O centro rochoso de planetas gigantes gelados pode estar envolto por uma camada de gelo superiónico, uma nova forma bizarra de água que os cientistas conseguiram agora recriar no Laboratório de Energias Laser em Nova Iorque. Os investigadores dispararam um dos lasers mais poderosos do mundo contra uma gota de água, criando uma onda de choque que elevou a pressão para o equivalente a milhões de atmosferas e a temperatura a milhares de graus centígrados. A empreitada permitiu captar por uma fração de segundo, com raios-X, como seria a água nestas condições extremas.
Os átomos da água bombardeada solidificaram-se e formaram gelo cristalino, evidenciando um conceito que já tinha sido teorizado há mais de 30 anos. A descoberta de agora permite confirmar a existência de um gelo superiónico, com propriedades consideradas invulgares. Um cubo desta água pesaria quatro vezes mais do que habitualmente conhecido, seria quente e preto em cor.

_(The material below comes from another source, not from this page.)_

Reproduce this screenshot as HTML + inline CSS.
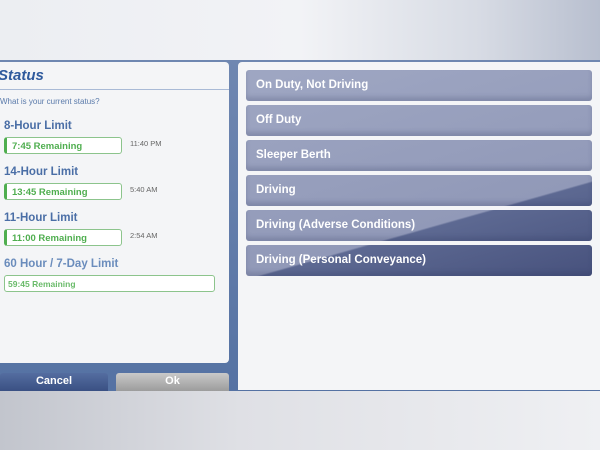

Os cientistas estimam que este gelo superiónico deva fazer parte do interior de vários planetas no Universo e a comprovação da sua existência pode permitir dar resposta a muitas questões sobre estes corpos e que já têm algumas décadas, explica a Wired, que republicou o trabalho da Quanta Magazine.
Este gelo superiónico não é constituído por uma parte de oxigénio e duas de hidrogénio, como a água que conhecemos. Esta forma subsiste num limbo apelidado de surrealista, parte sólida e parte líquida, com os átomos de oxigénio a formarem um cubo e os átomos de hidrogénio a espalharem-se livremente sob forma líquida. Esta nova análise sugere agora que este gelo superiónico tem alguma capacidade de condução de eletricidade.
A descoberta só foi possível agora devido a avanços nas formas de medição ultra-rápidas e no controlo preciso de temperatura e pressão: “há cinco anos não seria possível”, afirma Christoph Salzmann, da University College London e que descobriu outras formas de gelo no passado. Livia Bove, física do Centro Nacional de Investigação Científica de França, considera que se trata de “um novo estado de matéria, o que é algo espetacular”.
Simulações computadorizadas feitas em 1988 já previam a existência de um material deste tipo e sugeriam que era a única resposta possível para explicar alguns dos puzzles envolvendo a composição de planetas e outros corpos. Cientistas planetários também desconfiavam de algo estranho, principalmente com as descobertas feitas pela sonda Voyager 2 que sugeriam que os campos magnéticos de Úrano e Neptuno pareciam ser mais complexos e diferentes do que as estruturas bipolares apresentadas noutros planetas. Esta composição mais invulgar ajudaria a explicar a diferente rotação destes dois planetas.
Não é expectável que este material exista noutros planetas e luas do Sistema Solar, mas é provável que faça parte da composição de vários exoplanetas pelo Universo.